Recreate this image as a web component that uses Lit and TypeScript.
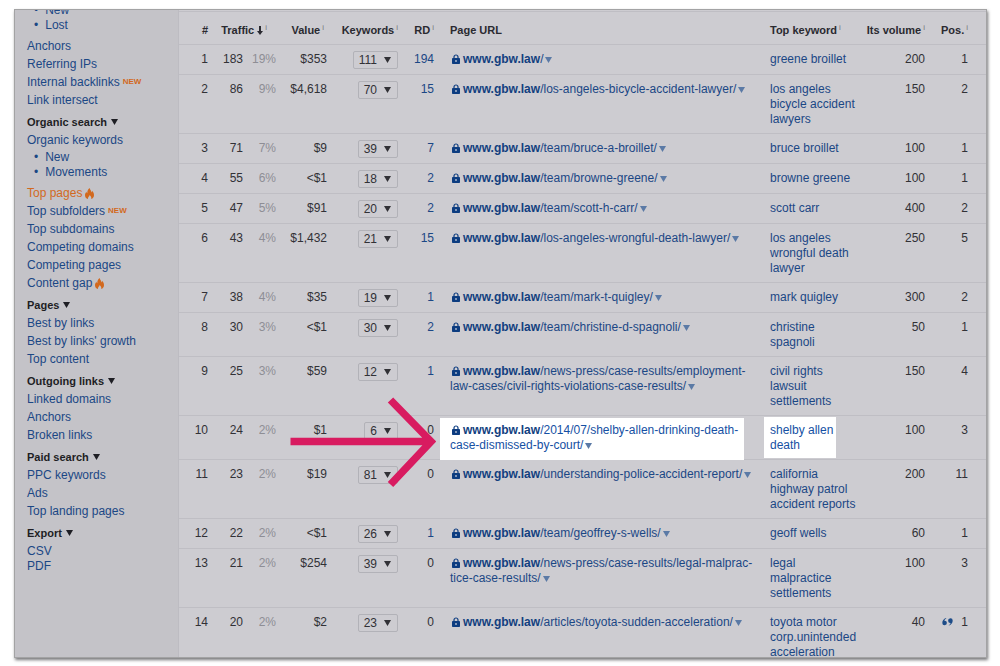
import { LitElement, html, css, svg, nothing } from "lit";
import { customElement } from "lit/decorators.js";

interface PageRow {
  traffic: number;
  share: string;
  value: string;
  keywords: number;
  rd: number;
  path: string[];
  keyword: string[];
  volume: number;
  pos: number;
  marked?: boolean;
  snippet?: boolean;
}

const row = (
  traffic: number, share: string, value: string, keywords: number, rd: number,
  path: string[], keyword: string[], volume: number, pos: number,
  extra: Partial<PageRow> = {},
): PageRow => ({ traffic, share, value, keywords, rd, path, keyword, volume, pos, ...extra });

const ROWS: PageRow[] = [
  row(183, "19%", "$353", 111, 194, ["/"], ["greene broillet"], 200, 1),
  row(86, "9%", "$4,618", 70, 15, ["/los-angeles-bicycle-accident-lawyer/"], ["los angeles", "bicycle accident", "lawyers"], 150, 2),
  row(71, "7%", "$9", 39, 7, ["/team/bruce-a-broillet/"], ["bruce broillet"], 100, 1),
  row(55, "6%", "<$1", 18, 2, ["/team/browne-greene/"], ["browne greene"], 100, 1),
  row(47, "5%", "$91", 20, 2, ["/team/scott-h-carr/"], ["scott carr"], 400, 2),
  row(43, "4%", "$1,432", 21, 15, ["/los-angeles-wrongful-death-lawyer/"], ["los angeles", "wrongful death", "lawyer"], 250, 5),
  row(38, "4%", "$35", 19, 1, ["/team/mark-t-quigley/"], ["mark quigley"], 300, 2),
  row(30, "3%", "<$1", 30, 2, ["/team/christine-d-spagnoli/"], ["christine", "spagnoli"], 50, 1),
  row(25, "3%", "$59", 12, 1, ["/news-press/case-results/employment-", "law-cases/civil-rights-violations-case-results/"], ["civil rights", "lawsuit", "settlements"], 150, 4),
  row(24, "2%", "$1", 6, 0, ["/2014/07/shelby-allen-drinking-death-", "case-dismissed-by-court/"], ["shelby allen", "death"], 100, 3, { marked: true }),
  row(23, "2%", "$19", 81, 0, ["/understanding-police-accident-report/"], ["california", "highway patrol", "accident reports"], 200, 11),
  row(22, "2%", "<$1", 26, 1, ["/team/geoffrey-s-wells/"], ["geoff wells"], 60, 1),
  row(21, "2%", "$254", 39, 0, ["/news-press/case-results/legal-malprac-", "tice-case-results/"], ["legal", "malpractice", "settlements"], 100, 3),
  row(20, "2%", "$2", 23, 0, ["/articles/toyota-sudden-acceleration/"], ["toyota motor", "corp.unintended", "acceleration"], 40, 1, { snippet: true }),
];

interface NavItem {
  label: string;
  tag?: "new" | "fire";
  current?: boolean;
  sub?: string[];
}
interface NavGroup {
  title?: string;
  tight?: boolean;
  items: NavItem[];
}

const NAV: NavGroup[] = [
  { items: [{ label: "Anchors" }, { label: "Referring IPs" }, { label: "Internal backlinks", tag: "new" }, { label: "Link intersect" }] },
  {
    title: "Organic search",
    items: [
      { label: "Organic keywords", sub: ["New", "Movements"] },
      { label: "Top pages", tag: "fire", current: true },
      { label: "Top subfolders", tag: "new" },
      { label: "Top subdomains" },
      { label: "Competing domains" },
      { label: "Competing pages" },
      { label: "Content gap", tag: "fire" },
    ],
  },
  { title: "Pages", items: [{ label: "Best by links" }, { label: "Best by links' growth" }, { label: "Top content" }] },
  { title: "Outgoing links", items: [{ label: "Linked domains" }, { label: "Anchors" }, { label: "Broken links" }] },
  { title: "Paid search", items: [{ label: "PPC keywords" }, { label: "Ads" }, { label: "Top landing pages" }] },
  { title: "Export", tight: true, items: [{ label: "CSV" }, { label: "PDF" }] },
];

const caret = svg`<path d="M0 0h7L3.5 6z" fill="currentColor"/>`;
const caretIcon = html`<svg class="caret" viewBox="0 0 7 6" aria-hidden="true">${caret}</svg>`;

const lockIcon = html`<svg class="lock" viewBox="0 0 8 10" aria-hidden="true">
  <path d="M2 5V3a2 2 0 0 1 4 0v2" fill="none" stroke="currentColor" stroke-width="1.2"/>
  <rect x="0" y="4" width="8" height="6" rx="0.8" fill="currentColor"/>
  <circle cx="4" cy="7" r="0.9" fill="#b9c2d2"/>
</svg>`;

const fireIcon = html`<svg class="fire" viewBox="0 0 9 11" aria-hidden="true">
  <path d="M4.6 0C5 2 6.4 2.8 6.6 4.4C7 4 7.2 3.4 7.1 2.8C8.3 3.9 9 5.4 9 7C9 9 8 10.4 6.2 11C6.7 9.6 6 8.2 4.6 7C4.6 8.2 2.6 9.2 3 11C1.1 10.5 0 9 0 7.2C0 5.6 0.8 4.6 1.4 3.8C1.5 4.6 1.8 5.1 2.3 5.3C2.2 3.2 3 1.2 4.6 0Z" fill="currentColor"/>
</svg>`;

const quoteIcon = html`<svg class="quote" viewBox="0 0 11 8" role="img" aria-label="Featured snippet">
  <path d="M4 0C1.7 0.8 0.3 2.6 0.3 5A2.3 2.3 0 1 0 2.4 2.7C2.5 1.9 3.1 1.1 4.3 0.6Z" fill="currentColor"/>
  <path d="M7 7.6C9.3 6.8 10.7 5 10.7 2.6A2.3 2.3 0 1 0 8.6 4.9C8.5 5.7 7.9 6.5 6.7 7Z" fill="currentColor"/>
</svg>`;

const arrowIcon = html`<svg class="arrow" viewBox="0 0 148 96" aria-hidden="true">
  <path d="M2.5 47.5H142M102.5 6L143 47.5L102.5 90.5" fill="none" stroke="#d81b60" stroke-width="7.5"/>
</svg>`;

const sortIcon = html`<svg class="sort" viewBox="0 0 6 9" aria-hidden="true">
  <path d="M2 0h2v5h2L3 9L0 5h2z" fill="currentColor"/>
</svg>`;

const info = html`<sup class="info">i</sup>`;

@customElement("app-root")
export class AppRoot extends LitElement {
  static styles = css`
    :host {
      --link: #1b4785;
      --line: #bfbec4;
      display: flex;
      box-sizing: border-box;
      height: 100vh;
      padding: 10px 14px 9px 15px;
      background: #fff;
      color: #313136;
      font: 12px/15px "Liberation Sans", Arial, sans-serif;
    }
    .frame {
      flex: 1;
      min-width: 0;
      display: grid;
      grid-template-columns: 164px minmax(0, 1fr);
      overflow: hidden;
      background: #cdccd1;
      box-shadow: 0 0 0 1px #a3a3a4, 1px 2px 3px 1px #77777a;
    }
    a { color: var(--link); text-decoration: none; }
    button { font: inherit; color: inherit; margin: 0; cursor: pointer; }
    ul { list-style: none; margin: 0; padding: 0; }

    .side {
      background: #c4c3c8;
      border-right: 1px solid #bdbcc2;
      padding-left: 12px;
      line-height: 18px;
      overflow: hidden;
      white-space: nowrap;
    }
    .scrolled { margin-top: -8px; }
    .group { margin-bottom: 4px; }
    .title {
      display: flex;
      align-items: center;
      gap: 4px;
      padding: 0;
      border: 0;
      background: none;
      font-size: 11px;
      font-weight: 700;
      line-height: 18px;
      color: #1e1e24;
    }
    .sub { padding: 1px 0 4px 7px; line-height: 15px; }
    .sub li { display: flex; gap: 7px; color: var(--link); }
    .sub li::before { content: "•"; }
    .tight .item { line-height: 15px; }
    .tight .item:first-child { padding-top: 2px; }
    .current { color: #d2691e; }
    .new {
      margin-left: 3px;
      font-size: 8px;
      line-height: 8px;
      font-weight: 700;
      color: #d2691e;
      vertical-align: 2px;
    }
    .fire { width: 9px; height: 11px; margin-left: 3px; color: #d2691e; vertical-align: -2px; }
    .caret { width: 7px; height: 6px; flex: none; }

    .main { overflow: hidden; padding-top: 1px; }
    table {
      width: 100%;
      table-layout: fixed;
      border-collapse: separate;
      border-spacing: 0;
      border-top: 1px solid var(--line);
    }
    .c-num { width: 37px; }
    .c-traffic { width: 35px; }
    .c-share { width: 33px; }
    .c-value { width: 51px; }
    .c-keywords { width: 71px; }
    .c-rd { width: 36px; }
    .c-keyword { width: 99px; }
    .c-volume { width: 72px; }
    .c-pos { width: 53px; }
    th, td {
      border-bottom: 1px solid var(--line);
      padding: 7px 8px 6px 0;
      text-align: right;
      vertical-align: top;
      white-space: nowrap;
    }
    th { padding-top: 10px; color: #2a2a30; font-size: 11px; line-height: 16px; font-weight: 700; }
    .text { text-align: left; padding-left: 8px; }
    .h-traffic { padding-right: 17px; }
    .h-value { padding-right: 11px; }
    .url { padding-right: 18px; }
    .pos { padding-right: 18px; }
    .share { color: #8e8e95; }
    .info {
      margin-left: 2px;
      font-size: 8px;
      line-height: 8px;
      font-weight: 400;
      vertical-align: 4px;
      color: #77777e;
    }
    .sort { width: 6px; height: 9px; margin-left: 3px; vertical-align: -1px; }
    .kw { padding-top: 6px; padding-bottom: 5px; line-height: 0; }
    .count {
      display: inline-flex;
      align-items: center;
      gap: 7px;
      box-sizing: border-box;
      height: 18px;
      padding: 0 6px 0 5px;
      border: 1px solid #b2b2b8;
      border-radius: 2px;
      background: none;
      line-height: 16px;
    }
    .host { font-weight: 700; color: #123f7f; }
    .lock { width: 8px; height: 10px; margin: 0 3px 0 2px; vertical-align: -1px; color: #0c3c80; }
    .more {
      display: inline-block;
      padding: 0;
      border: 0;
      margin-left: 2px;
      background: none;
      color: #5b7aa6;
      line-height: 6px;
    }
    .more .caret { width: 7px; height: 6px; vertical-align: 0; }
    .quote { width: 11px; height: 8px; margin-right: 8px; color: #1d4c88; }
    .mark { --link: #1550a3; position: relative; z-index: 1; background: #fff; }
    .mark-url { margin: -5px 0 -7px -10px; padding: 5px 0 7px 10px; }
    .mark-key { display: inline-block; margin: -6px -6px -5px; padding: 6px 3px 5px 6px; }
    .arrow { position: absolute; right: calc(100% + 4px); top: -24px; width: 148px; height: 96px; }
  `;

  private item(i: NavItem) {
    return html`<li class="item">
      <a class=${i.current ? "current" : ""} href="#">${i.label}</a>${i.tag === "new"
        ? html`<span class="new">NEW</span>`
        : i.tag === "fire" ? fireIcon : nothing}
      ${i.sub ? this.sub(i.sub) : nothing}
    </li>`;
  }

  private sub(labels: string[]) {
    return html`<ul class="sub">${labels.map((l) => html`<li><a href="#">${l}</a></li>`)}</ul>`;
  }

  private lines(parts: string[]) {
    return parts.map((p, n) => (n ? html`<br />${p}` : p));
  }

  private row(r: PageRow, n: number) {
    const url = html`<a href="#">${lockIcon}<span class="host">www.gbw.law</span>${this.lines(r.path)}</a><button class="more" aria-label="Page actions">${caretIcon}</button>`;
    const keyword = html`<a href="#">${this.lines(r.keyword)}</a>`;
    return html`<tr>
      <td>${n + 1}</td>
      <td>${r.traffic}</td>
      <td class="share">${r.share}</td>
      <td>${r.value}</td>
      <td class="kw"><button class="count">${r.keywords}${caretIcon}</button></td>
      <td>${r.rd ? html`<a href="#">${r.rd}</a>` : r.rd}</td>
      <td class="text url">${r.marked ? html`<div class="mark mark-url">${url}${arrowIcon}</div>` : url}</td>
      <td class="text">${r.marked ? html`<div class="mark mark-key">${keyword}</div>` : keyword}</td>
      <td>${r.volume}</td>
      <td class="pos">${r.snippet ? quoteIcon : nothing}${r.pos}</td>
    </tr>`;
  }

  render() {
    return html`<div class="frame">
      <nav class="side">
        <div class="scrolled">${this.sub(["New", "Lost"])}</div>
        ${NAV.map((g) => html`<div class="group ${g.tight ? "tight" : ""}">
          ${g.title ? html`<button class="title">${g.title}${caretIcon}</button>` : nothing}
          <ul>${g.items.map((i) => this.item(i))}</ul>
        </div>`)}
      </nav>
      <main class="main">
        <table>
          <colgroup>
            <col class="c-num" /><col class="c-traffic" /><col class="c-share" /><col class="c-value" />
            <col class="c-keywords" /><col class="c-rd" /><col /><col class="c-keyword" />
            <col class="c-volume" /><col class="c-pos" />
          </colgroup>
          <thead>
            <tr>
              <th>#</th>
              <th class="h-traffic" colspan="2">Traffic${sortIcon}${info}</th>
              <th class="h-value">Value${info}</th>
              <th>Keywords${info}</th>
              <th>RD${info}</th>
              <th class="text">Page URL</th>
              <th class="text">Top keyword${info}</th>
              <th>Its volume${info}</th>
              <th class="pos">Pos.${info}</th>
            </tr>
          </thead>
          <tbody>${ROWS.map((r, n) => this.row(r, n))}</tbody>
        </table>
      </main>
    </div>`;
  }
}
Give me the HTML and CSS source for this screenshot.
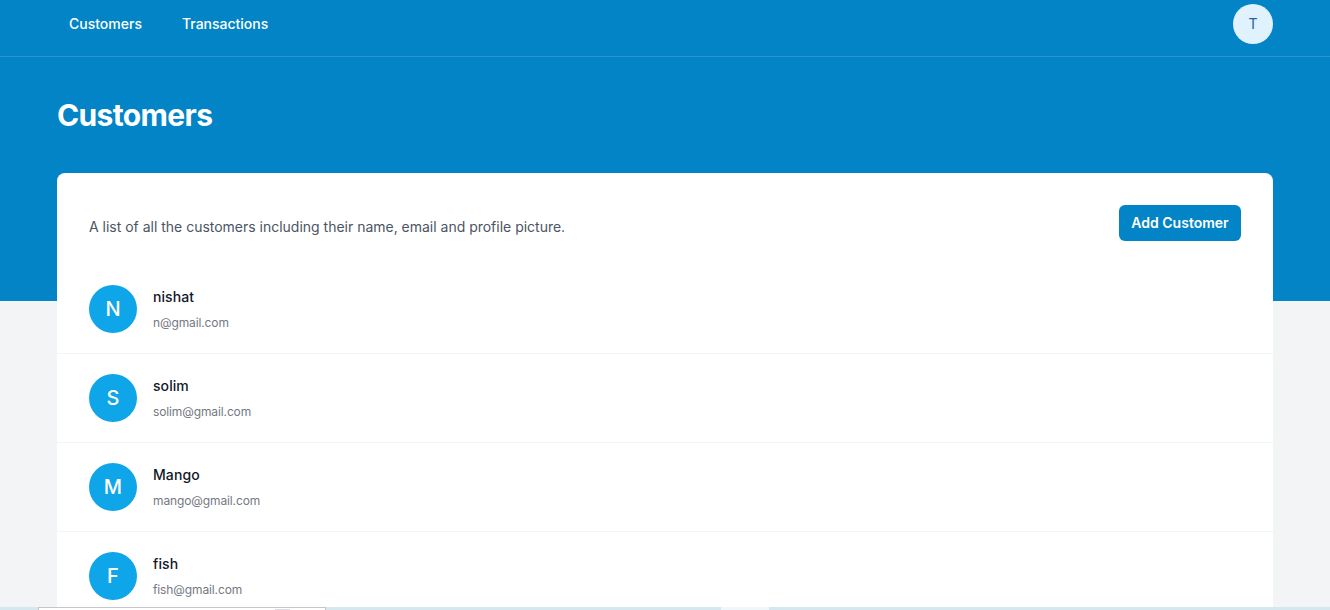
-- -- --
Return exactly what appears from the opening line of the material through the line with "volume, pos, ...extra", apart from the pictures.

• RESULT:
Recreate this image as a web component that uses Lit and TypeScript.
import { LitElement, html, css, svg, nothing } from "lit";
import { customElement } from "lit/decorators.js";

interface PageRow {
  traffic: number;
  share: string;
  value: string;
  keywords: number;
  rd: number;
  path: string[];
  keyword: string[];
  volume: number;
  pos: number;
  marked?: boolean;
  snippet?: boolean;
}

const row = (
  traffic: number, share: string, value: string, keywords: number, rd: number,
  path: string[], keyword: string[], volume: number, pos: number,
  extra: Partial<PageRow> = {},
): PageRow => ({ traffic, share, value, keywords, rd, path, keyword, volume, pos, ...extra });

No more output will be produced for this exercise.